The best book about stand-up as a craft and artistic integrity. I underlined stuff on every single page as if I prepared for the stand-up college finals. I also love the way he disses himself in the footnotes.
Julia Cameron. The Artist‘s Way. 1992.
All time classic and the only self-help book I am willing to read. Healing steps for artistic creative recovery. I don’t know anyone who disliked it. (Who the hell borrowed this from me, though?)
Kit White. 101 Things to Learn in Art School. 2011.
The quick art rules in this little book can be applied 1:1 to stand-up. The short rules have the perfect length for my limited attention span. And, as a multiple art school reject, it gave me some piece of mind.
Austin Kleon. Show Your Work. 2014.
If you, like me, distrust social media and yet want to use it wisely as an artist. He also has a good blog for creatives: austinkleon.com
Scott McCloud. Understanding Comics – The Invisible Art. 1994.

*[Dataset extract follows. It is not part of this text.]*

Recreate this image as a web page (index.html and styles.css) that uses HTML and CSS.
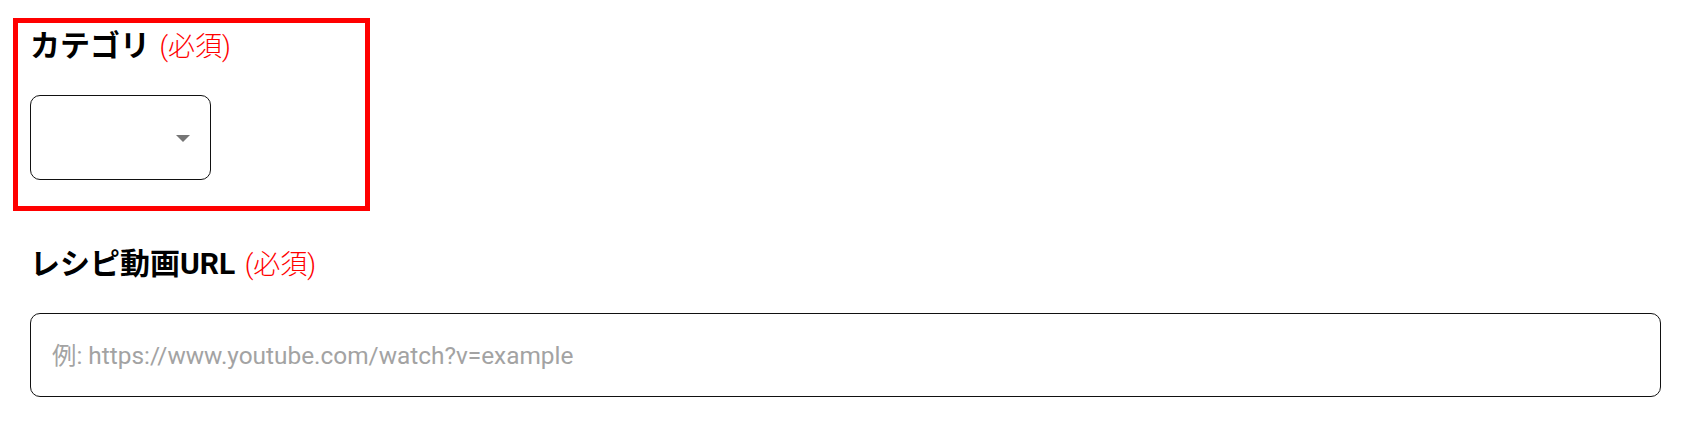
FILE: index.html
```html
<!DOCTYPE html>
<html lang="ja">
<head>
<meta charset="utf-8">
<title>レシピ登録</title>
<link rel="stylesheet" href="styles.css">
</head>
<body>
<form class="form">
  <div class="group group--highlight">
    <label class="label" for="category">カテゴリ <span class="required">(必須)</span></label>
    <div class="select-wrap">
      <select id="category" class="select">
        <option value=""></option>
      </select>
    </div>
  </div>
  <div class="group">
    <label class="label" for="url">レシピ動画URL <span class="required">(必須)</span></label>
    <input id="url" class="input" type="text" placeholder="例: https://www.youtube.com/watch?v=example">
  </div>
</form>
</body>
</html>
```

FILE: styles.css
```css
* { box-sizing: border-box; }

html, body {
  margin: 0;
  background: #ffffff;
}

body {
  font-family: Roboto, "Noto Sans CJK JP", sans-serif;
  color: #000000;
}

.form {
  display: flex;
  flex-direction: column;
  align-items: flex-start;
  gap: 25px;
  padding: 18px 17px 0 13px;
}

.group {
  display: flex;
  flex-direction: column;
  align-items: flex-start;
  width: 100%;
  padding: 5px 12px 26px 12px;
  border: 5px solid transparent;
}

.group--highlight {
  width: 357px;
  border-color: #ff0000;
}

.label {
  display: block;
  font-size: 30px;
  line-height: 36px;
  font-weight: 700;
  margin-bottom: 30px;
}

.required {
  font-family: Roboto, "Noto Sans CJK JP", sans-serif;
  font-size: 27px;
  font-weight: 300;
  color: #ff0000;
  margin-left: 2px;
}

.select-wrap {
  position: relative;
  width: 181px;
  height: 85px;
}

.select-wrap::after {
  content: "";
  position: absolute;
  right: 21px;
  top: 40px;
  width: 0;
  height: 0;
  border-left: 7px solid transparent;
  border-right: 7px solid transparent;
  border-top: 7px solid #757575;
  pointer-events: none;
}

.select {
  -webkit-appearance: none;
  appearance: none;
  width: 100%;
  height: 100%;
  border: 1px solid #111111;
  border-radius: 10px;
  background: #ffffff;
  font-family: Roboto, "Noto Sans CJK JP", sans-serif;
  font-size: 22px;
  padding: 0 21px;
  outline: none;
}

.input {
  width: 100%;
  height: 84px;
  border: 1px solid #111111;
  border-radius: 10px;
  background: #ffffff;
  font-family: Roboto, "Noto Sans CJK JP", sans-serif;
  font-size: 24.4px;
  padding: 0 21px;
  outline: none;
  color: #000000;
}

.input::placeholder {
  color: #a3a3a3;
}
```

For anyone interested in storytelling and visual art. Enchanting edutainment.
Dying Laughing. 2016.
No book, but a movie and must-see for comedians and congeners. I think I cried.
Charms Halpern, Del Close, Kim H. Johnson. Truth in Comedy: The Manual for Improvisation. 1994.
In this short manual improv pioneers examine the core of humor: truth. (Sorry Regina that I „borrowed“ it so long and tried to sneak it in your shelf as if I never had it.)
Ton Kurstjens. The Clown, from Heart to Heart. 2011.
Recommended by my clown teacher Ulrike Henseler. It includes games to find your inner clown and truly connect with people, heart to heart. I know some stand-ups who hate and want nothing to do with the concept of clowning. But finding your inner clown is core to finding your voice on stage and this book can help.
Brigitte Peter et al. Das Sprachbastelbuch. 1975.
Working in comedy means to connect to your inner child and use words. This brilliant Austrian language book for kids contains creative games for both. Inklusive Schimpfwort-ABC! Thank you again Regina!
On my current reading list are „The Subtle Art of how to not Give a F*ck (Manson)“, „Über das Geistige in der Kunst (Kandinsky)“ and „Bicycle Diaries (Byrne)“.
I’m always happy for new recommendations for wise and funny non-fiction!